> _Source records_
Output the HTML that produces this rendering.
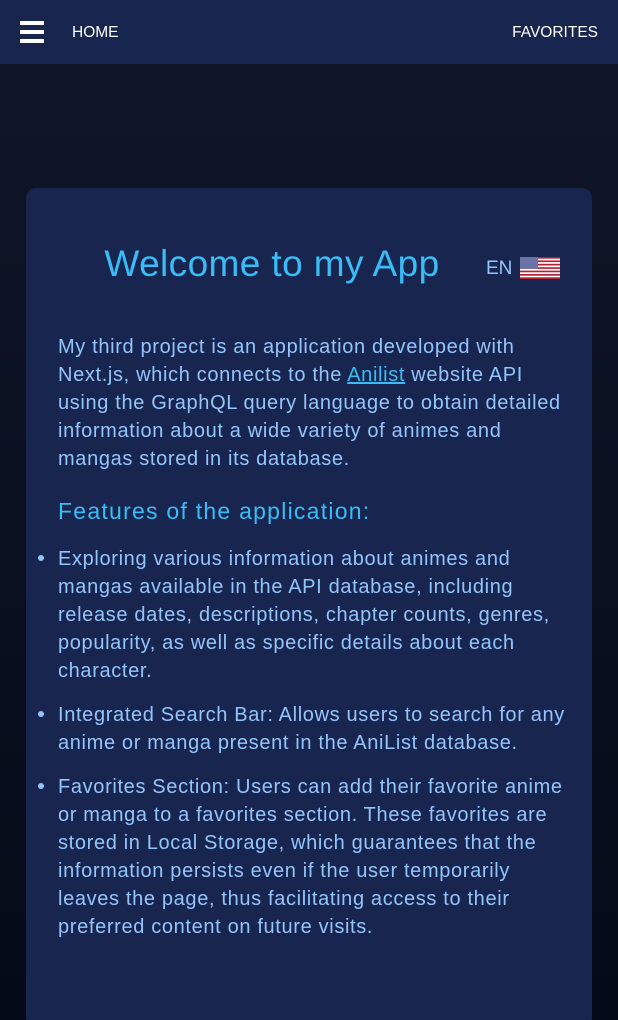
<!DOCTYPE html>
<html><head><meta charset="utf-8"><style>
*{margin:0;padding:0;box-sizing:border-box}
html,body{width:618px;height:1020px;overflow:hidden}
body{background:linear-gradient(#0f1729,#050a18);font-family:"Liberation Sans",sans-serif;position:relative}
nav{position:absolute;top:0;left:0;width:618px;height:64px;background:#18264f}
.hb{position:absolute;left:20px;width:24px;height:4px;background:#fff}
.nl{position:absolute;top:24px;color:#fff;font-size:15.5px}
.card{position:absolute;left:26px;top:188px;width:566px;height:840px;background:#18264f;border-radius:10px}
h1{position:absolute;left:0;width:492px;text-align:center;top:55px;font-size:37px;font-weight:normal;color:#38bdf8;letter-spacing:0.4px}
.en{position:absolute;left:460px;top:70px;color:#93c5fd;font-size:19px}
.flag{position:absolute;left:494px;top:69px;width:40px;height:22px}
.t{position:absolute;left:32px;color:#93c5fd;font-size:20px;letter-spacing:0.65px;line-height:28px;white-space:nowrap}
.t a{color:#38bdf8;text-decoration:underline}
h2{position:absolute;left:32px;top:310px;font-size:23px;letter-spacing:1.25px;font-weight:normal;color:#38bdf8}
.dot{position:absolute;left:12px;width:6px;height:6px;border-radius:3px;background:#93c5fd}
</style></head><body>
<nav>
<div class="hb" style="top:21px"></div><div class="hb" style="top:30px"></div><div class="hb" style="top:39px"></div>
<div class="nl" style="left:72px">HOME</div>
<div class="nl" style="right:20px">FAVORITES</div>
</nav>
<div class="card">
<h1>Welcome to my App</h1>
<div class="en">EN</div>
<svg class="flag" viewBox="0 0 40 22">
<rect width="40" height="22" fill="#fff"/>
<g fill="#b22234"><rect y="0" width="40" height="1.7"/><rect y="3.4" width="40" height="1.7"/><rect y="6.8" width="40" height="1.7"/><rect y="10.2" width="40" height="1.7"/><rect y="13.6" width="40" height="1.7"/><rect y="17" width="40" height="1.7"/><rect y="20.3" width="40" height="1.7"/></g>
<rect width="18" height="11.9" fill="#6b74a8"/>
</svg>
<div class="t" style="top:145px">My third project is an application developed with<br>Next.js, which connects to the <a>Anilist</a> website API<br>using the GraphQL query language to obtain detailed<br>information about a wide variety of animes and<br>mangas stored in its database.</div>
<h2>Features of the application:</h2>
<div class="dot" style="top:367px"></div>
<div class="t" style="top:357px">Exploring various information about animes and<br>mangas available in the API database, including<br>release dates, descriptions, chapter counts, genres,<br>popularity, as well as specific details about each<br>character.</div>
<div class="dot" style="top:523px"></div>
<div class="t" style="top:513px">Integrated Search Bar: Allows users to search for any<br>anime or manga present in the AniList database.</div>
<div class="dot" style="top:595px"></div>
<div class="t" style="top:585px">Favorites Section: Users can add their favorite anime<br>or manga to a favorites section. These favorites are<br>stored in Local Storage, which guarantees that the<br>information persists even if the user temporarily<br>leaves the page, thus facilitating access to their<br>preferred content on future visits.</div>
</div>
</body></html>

...

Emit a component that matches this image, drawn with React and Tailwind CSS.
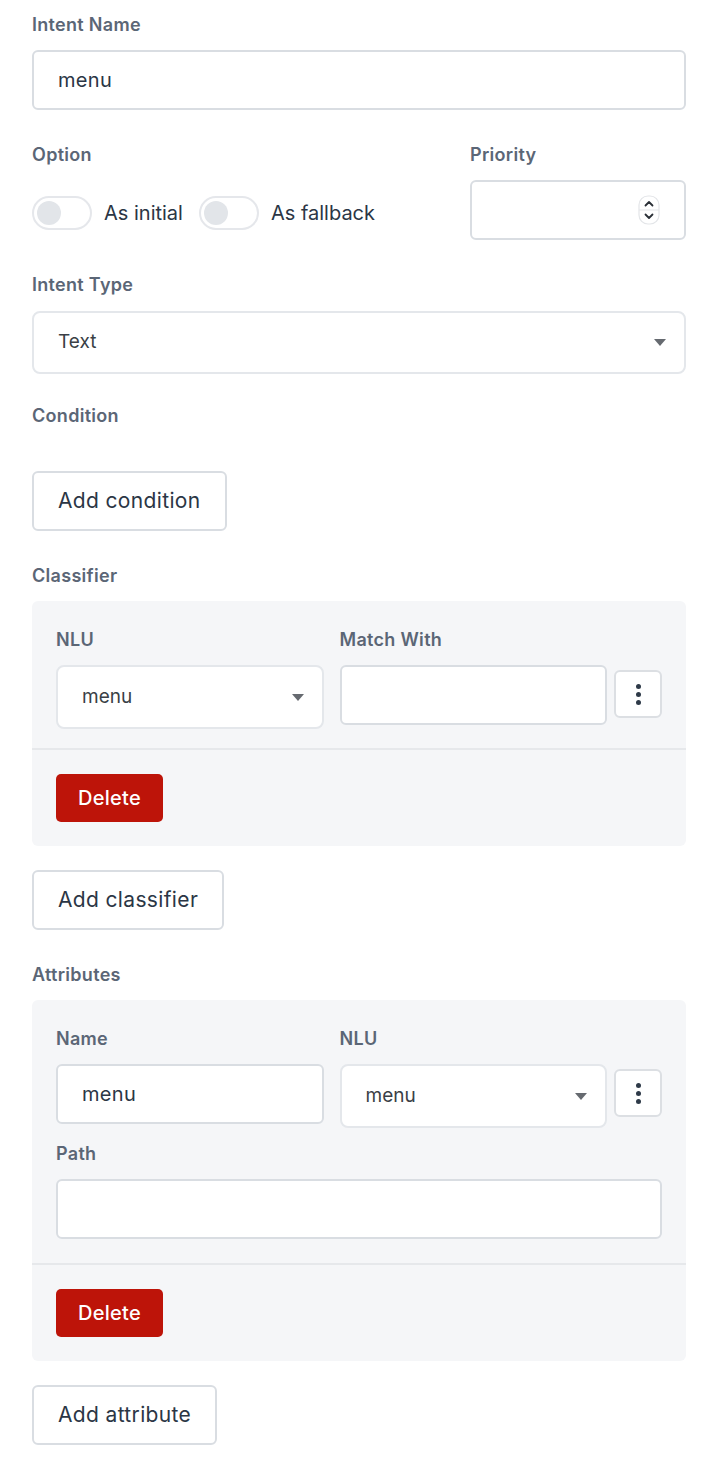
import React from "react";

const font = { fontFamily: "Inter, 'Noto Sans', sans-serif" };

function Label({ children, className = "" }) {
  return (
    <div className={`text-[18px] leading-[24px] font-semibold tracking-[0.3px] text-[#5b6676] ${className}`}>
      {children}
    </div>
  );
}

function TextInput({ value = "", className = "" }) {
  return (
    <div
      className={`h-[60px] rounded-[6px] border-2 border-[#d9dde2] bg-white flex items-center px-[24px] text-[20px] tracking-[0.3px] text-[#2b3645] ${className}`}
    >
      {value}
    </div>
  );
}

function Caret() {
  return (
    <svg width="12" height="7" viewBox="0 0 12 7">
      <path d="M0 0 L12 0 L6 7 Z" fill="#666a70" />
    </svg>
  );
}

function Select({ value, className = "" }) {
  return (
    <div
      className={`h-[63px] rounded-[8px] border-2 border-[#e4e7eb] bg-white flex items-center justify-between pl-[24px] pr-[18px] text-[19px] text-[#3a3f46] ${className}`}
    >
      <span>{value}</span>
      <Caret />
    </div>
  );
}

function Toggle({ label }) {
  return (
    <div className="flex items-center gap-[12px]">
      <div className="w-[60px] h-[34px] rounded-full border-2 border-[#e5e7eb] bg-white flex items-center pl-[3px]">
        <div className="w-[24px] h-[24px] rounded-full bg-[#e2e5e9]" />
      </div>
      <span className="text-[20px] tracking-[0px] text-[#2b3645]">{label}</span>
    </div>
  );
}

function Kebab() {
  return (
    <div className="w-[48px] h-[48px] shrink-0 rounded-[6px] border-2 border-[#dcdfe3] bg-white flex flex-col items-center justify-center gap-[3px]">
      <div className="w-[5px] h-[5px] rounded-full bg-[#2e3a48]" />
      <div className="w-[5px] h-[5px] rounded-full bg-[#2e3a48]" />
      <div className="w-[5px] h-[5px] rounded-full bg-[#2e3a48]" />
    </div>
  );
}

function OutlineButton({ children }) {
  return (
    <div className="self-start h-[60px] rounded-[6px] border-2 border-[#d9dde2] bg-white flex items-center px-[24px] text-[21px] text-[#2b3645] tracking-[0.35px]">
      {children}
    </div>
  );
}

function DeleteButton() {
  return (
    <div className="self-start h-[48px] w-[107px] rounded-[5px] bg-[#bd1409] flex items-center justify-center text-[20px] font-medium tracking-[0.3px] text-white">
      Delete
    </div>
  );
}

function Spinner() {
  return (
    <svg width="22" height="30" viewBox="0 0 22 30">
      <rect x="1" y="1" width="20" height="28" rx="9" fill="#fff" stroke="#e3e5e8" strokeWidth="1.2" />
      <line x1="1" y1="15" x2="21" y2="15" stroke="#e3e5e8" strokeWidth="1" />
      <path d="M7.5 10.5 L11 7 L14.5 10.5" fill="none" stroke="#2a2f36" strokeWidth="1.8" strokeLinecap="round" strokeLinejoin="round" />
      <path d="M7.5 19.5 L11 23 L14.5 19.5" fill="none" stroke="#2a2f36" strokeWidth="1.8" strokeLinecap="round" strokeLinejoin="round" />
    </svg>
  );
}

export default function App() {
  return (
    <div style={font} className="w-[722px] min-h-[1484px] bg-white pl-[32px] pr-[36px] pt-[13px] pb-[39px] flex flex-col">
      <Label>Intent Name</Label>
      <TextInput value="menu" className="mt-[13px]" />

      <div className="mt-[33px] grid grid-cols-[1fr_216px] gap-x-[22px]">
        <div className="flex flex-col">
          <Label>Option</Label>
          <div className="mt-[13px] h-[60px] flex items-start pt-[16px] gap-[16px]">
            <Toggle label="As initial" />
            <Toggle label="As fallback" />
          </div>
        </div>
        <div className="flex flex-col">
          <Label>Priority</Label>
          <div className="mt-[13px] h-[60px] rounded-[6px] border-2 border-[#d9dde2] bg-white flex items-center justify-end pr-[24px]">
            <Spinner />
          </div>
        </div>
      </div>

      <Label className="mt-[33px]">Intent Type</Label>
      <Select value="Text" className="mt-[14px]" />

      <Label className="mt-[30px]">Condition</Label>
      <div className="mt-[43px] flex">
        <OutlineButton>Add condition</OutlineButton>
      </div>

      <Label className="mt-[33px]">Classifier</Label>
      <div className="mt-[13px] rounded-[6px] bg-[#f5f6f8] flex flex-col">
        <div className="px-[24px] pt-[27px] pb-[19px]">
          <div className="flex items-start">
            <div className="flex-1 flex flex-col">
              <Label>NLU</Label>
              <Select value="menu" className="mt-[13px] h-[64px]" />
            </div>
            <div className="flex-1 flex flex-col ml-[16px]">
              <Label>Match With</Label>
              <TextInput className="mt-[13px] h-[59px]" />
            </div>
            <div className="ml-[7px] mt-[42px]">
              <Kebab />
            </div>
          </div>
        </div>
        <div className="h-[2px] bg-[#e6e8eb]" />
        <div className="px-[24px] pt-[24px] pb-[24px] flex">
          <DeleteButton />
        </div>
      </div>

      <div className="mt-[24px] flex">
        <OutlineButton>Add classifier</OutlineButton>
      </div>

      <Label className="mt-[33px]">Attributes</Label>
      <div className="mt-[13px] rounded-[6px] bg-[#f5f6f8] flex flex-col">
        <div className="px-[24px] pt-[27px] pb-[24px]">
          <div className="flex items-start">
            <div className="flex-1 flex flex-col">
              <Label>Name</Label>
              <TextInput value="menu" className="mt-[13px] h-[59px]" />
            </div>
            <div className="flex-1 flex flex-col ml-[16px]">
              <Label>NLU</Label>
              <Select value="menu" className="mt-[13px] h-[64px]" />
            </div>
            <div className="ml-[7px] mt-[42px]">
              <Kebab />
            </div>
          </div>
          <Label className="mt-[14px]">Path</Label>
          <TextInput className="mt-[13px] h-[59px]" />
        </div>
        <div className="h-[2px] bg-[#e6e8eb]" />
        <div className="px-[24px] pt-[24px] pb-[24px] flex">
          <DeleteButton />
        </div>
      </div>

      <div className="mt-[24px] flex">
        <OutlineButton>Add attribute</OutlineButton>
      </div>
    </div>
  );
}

* * *

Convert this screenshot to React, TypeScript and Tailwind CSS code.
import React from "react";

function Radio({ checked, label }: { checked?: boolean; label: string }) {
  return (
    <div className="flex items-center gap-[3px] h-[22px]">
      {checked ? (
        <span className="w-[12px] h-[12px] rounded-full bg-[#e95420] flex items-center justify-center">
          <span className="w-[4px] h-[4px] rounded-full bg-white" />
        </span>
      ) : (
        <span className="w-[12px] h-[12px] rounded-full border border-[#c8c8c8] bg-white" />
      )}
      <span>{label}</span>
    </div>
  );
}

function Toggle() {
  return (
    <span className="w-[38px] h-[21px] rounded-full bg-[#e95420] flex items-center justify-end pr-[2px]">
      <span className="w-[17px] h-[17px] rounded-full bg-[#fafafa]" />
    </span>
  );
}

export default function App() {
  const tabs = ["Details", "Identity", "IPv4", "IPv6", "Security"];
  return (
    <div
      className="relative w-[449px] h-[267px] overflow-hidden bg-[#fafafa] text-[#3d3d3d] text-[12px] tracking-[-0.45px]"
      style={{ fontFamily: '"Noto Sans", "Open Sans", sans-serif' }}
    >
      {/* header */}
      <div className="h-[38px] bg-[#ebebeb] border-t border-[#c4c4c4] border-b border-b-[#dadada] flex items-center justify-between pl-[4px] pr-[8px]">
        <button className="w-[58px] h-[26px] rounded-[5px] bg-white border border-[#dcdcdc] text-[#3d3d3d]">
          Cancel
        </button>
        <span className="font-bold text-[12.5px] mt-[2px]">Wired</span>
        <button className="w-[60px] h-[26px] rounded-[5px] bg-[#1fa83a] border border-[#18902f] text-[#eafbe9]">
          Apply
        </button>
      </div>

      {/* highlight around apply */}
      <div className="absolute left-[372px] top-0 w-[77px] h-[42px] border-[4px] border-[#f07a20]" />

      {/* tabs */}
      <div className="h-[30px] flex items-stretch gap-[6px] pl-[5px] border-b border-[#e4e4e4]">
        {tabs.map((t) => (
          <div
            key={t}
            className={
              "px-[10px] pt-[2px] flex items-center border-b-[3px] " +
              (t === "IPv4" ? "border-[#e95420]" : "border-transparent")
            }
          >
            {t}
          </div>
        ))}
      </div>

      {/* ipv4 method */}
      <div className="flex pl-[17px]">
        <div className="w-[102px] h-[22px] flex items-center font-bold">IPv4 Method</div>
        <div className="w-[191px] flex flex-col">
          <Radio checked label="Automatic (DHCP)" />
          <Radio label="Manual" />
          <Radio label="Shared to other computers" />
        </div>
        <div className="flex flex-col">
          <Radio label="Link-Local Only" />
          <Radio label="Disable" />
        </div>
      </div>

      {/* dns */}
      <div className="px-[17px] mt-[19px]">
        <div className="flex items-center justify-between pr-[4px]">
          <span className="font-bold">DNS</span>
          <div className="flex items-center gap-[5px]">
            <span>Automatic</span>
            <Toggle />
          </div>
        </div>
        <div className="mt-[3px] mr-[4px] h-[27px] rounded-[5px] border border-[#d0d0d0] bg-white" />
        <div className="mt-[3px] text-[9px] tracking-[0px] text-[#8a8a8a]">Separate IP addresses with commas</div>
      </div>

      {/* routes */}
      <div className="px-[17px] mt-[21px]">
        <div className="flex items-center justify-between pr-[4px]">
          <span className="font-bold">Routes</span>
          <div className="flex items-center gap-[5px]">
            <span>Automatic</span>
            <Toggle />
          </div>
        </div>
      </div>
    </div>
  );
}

> _Required task_
From the entries above, list each line with "that" in it.

> _Completed exercise_
Output the HTML that produces this rendering.
<div class="t" style="top:585px">Favorites Section: Users can add their favorite anime<br>or manga to a favorites section. These favorites are<br>stored in Local Storage, which guarantees that the<br>information persists even if the user temporarily<br>leaves the page, thus facilitating access to their<br>preferred content on future visits.</div>
Emit a component that matches this image, drawn with React and Tailwind CSS.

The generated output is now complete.